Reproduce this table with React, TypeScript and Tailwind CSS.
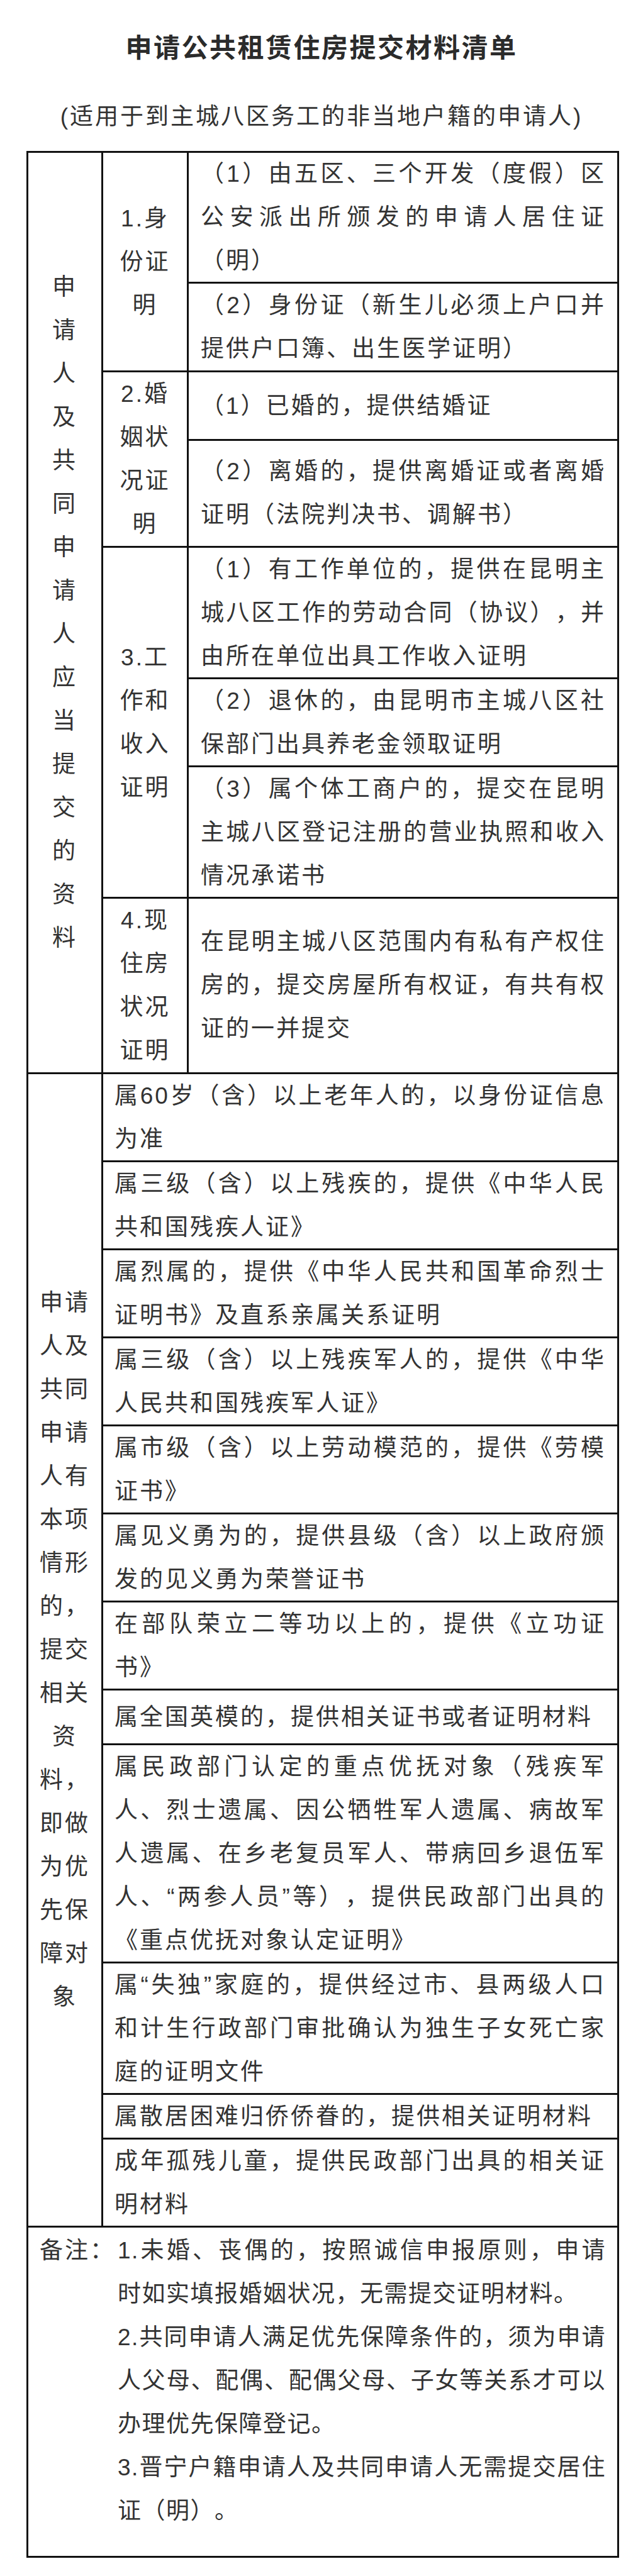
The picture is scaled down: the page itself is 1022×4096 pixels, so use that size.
import clsx from "clsx";

type Item = { text: string; h: string };
type Group = { label: string; items: Item[] };

// section 1: materials every applicant hands in
const groups: Group[] = [
  {
    label: "1.身份证明",
    items: [
      { text: "（1）由五区、三个开发（度假）区公安派出所颁发的申请人居住证（明）", h: "h-[208px]" },
      { text: "（2）身份证（新生儿必须上户口并提供户口簿、出生医学证明）", h: "h-[138px]" },
    ],
  },
  {
    label: "2.婚姻状况证明",
    items: [
      { text: "（1）已婚的，提供结婚证", h: "h-[109px]" },
      { text: "（2）离婚的，提供离婚证或者离婚证明（法院判决书、调解书）", h: "h-[166px]" },
    ],
  },
  {
    label: "3.工作和收入证明",
    items: [
      { text: "（1）有工作单位的，提供在昆明主城八区工作的劳动合同（协议），并由所在单位出具工作收入证明", h: "h-[209px]" },
      { text: "（2）退休的，由昆明市主城八区社保部门出具养老金领取证明", h: "h-[140px]" },
      { text: "（3）属个体工商户的，提交在昆明主城八区登记注册的营业执照和收入情况承诺书", h: "h-[206px]" },
    ],
  },
  {
    label: "4.现住房状况证明",
    items: [
      { text: "在昆明主城八区范围内有私有产权住房的，提交房屋所有权证，有共有权证的一并提交", h: "h-[275px]" },
    ],
  },
];

// section 2: priority cases
const priority: Item[] = [
  { text: "属60岁（含）以上老年人的，以身份证信息为准", h: "h-[140px]" },
  { text: "属三级（含）以上残疾的，提供《中华人民共和国残疾人证》", h: "h-[140px]" },
  { text: "属烈属的，提供《中华人民共和国革命烈士证明书》及直系亲属关系证明", h: "h-[140px]" },
  { text: "属三级（含）以上残疾军人的，提供《中华人民共和国残疾军人证》", h: "h-[140px]" },
  { text: "属市级（含）以上劳动模范的，提供《劳模证书》", h: "h-[140px]" },
  { text: "属见义勇为的，提供县级（含）以上政府颁发的见义勇为荣誉证书", h: "h-[140px]" },
  { text: "在部队荣立二等功以上的，提供《立功证书》", h: "h-[140px]" },
  { text: "属全国英模的，提供相关证书或者证明材料", h: "h-[87px]" },
  {
    text: "属民政部门认定的重点优抚对象（残疾军人、烈士遗属、因公牺牲军人遗属、病故军人遗属、在乡老复员军人、带病回乡退伍军人、“两参人员”等），提供民政部门出具的《重点优抚对象认定证明》",
    h: "h-[347px]",
  },
  { text: "属“失独”家庭的，提供经过市、县两级人口和计生行政部门审批确认为独生子女死亡家庭的证明文件", h: "h-[209px]" },
  { text: "属散居困难归侨侨眷的，提供相关证明材料", h: "h-[71px]" },
  { text: "成年孤残儿童，提供民政部门出具的相关证明材料", h: "h-[137px]" },
];

export default function App() {
  return (
    <div className="min-h-screen bg-white pt-[47px] pb-[30px] text-[#333] [font-family:'Liberation_Sans','Noto_Sans_CJK_SC',sans-serif] [text-spacing-trim:space-all]">
      <h1 className="text-center text-[42px] leading-[60px] font-bold tracking-[2.5px] text-[#2b2b2b]">
        申请公共租赁住房提交材料清单
      </h1>
      <p className="mt-[49px] text-center text-[37px] leading-[60px] tracking-[3px]">
        (适用于到主城八区务工的非当地户籍的申请人)
      </p>

      <div className="mt-[24px] ml-[42px] w-[942px] border-[3px] border-[#111] text-[37px] leading-[69px] tracking-[3px]">
        {/* section 1 */}
        <div className="flex border-b-[3px] border-[#111]">
          <div className="flex w-[119px] shrink-0 items-center justify-center border-r-[3px] border-[#111]">
            <p className="w-[42px] text-center">申请人及共同申请人应当提交的资料</p>
          </div>
          <div className="flex flex-1 flex-col">
            {groups.map((g, gi) => (
              <div key={g.label} className={clsx("flex", gi < groups.length - 1 && "border-b-[3px] border-[#111]")}>
                <div className="flex w-[136px] shrink-0 items-center justify-center border-r-[3px] border-[#111] px-[14px]">
                  <p className="text-center">{g.label}</p>
                </div>
                <div className="flex flex-1 flex-col">
                  {g.items.map((it, ii) => (
                    <div
                      key={ii}
                      className={clsx(
                        "flex items-center pl-[19px] pr-[18px]",
                        it.h,
                        ii < g.items.length - 1 && "border-b-[3px] border-[#111]"
                      )}
                    >
                      <p className="w-full text-justify">{it.text}</p>
                    </div>
                  ))}
                </div>
              </div>
            ))}
          </div>
        </div>

        {/* section 2 */}
        <div className="flex border-b-[3px] border-[#111]">
          <div className="flex w-[119px] shrink-0 items-center justify-center border-r-[3px] border-[#111] px-[6px]">
            <p className="text-center">申请人及共同申请人有本项情形的，提交相关资料，即做为优先保障对象</p>
          </div>
          <div className="flex flex-1 flex-col">
            {priority.map((it, i) => (
              <div
                key={i}
                className={clsx(
                  "flex items-center px-[18px]",
                  it.h,
                  i < priority.length - 1 && "border-b-[3px] border-[#111]"
                )}
              >
                <p className="w-full text-justify">{it.text}</p>
              </div>
            ))}
          </div>
        </div>

        {/* notes */}
        <div className="flex h-[522px] pt-[2px] pl-[18px] pr-[18px]">
          <div className="w-[124px] shrink-0">备注：</div>
          <div className="flex-1 text-justify tracking-[1.5px]">
            <p>
              <span className="block [text-align-last:justify]">1.未婚、丧偶的，按照诚信申报原则，申请</span>
              <span className="block">时如实填报婚姻状况，无需提交证明材料。</span>
            </p>
            <p>2.共同申请人满足优先保障条件的，须为申请人父母、配偶、配偶父母、子女等关系才可以办理优先保障登记。</p>
            <p>3.晋宁户籍申请人及共同申请人无需提交居住证（明）。</p>
          </div>
        </div>
      </div>
    </div>
  );
}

◆ **Given instruction**: Transcribe the full listing above exactly, with the images removed.

◆ **Written answer**:
Reproduce this table with React, TypeScript and Tailwind CSS.
The picture is scaled down: the page itself is 1022×4096 pixels, so use that size.
import clsx from "clsx";

type Item = { text: string; h: string };
type Group = { label: string; items: Item[] };

// section 1: materials every applicant hands in
const groups: Group[] = [
  {
    label: "1.身份证明",
    items: [
      { text: "（1）由五区、三个开发（度假）区公安派出所颁发的申请人居住证（明）", h: "h-[208px]" },
      { text: "（2）身份证（新生儿必须上户口并提供户口簿、出生医学证明）", h: "h-[138px]" },
    ],
  },
  {
    label: "2.婚姻状况证明",
    items: [
      { text: "（1）已婚的，提供结婚证", h: "h-[109px]" },
      { text: "（2）离婚的，提供离婚证或者离婚证明（法院判决书、调解书）", h: "h-[166px]" },
    ],
  },
  {
    label: "3.工作和收入证明",
    items: [
      { text: "（1）有工作单位的，提供在昆明主城八区工作的劳动合同（协议），并由所在单位出具工作收入证明", h: "h-[209px]" },
      { text: "（2）退休的，由昆明市主城八区社保部门出具养老金领取证明", h: "h-[140px]" },
      { text: "（3）属个体工商户的，提交在昆明主城八区登记注册的营业执照和收入情况承诺书", h: "h-[206px]" },
    ],
  },
  {
    label: "4.现住房状况证明",
    items: [
      { text: "在昆明主城八区范围内有私有产权住房的，提交房屋所有权证，有共有权证的一并提交", h: "h-[275px]" },
    ],
  },
];

// section 2: priority cases
const priority: Item[] = [
  { text: "属60岁（含）以上老年人的，以身份证信息为准", h: "h-[140px]" },
  { text: "属三级（含）以上残疾的，提供《中华人民共和国残疾人证》", h: "h-[140px]" },
  { text: "属烈属的，提供《中华人民共和国革命烈士证明书》及直系亲属关系证明", h: "h-[140px]" },
  { text: "属三级（含）以上残疾军人的，提供《中华人民共和国残疾军人证》", h: "h-[140px]" },
  { text: "属市级（含）以上劳动模范的，提供《劳模证书》", h: "h-[140px]" },
  { text: "属见义勇为的，提供县级（含）以上政府颁发的见义勇为荣誉证书", h: "h-[140px]" },
  { text: "在部队荣立二等功以上的，提供《立功证书》", h: "h-[140px]" },
  { text: "属全国英模的，提供相关证书或者证明材料", h: "h-[87px]" },
  {
    text: "属民政部门认定的重点优抚对象（残疾军人、烈士遗属、因公牺牲军人遗属、病故军人遗属、在乡老复员军人、带病回乡退伍军人、“两参人员”等），提供民政部门出具的《重点优抚对象认定证明》",
    h: "h-[347px]",
  },
  { text: "属“失独”家庭的，提供经过市、县两级人口和计生行政部门审批确认为独生子女死亡家庭的证明文件", h: "h-[209px]" },
  { text: "属散居困难归侨侨眷的，提供相关证明材料", h: "h-[71px]" },
  { text: "成年孤残儿童，提供民政部门出具的相关证明材料", h: "h-[137px]" },
];

export default function App() {
  return (
    <div className="min-h-screen bg-white pt-[47px] pb-[30px] text-[#333] [font-family:'Liberation_Sans','Noto_Sans_CJK_SC',sans-serif] [text-spacing-trim:space-all]">
      <h1 className="text-center text-[42px] leading-[60px] font-bold tracking-[2.5px] text-[#2b2b2b]">
        申请公共租赁住房提交材料清单
      </h1>
      <p className="mt-[49px] text-center text-[37px] leading-[60px] tracking-[3px]">
        (适用于到主城八区务工的非当地户籍的申请人)
      </p>

      <div className="mt-[24px] ml-[42px] w-[942px] border-[3px] border-[#111] text-[37px] leading-[69px] tracking-[3px]">
        {/* section 1 */}
        <div className="flex border-b-[3px] border-[#111]">
          <div className="flex w-[119px] shrink-0 items-center justify-center border-r-[3px] border-[#111]">
            <p className="w-[42px] text-center">申请人及共同申请人应当提交的资料</p>
          </div>
          <div className="flex flex-1 flex-col">
            {groups.map((g, gi) => (
              <div key={g.label} className={clsx("flex", gi < groups.length - 1 && "border-b-[3px] border-[#111]")}>
                <div className="flex w-[136px] shrink-0 items-center justify-center border-r-[3px] border-[#111] px-[14px]">
                  <p className="text-center">{g.label}</p>
                </div>
                <div className="flex flex-1 flex-col">
                  {g.items.map((it, ii) => (
                    <div
                      key={ii}
                      className={clsx(
                        "flex items-center pl-[19px] pr-[18px]",
                        it.h,
                        ii < g.items.length - 1 && "border-b-[3px] border-[#111]"
                      )}
                    >
                      <p className="w-full text-justify">{it.text}</p>
                    </div>
                  ))}
                </div>
              </div>
            ))}
          </div>
        </div>

        {/* section 2 */}
        <div className="flex border-b-[3px] border-[#111]">
          <div className="flex w-[119px] shrink-0 items-center justify-center border-r-[3px] border-[#111] px-[6px]">
            <p className="text-center">申请人及共同申请人有本项情形的，提交相关资料，即做为优先保障对象</p>
          </div>
          <div className="flex flex-1 flex-col">
            {priority.map((it, i) => (
              <div
                key={i}
                className={clsx(
                  "flex items-center px-[18px]",
                  it.h,
                  i < priority.length - 1 && "border-b-[3px] border-[#111]"
                )}
              >
                <p className="w-full text-justify">{it.text}</p>
              </div>
            ))}
          </div>
        </div>

        {/* notes */}
        <div className="flex h-[522px] pt-[2px] pl-[18px] pr-[18px]">
          <div className="w-[124px] shrink-0">备注：</div>
          <div className="flex-1 text-justify tracking-[1.5px]">
            <p>
              <span className="block [text-align-last:justify]">1.未婚、丧偶的，按照诚信申报原则，申请</span>
              <span className="block">时如实填报婚姻状况，无需提交证明材料。</span>
            </p>
            <p>2.共同申请人满足优先保障条件的，须为申请人父母、配偶、配偶父母、子女等关系才可以办理优先保障登记。</p>
            <p>3.晋宁户籍申请人及共同申请人无需提交居住证（明）。</p>
          </div>
        </div>
      </div>
    </div>
  );
}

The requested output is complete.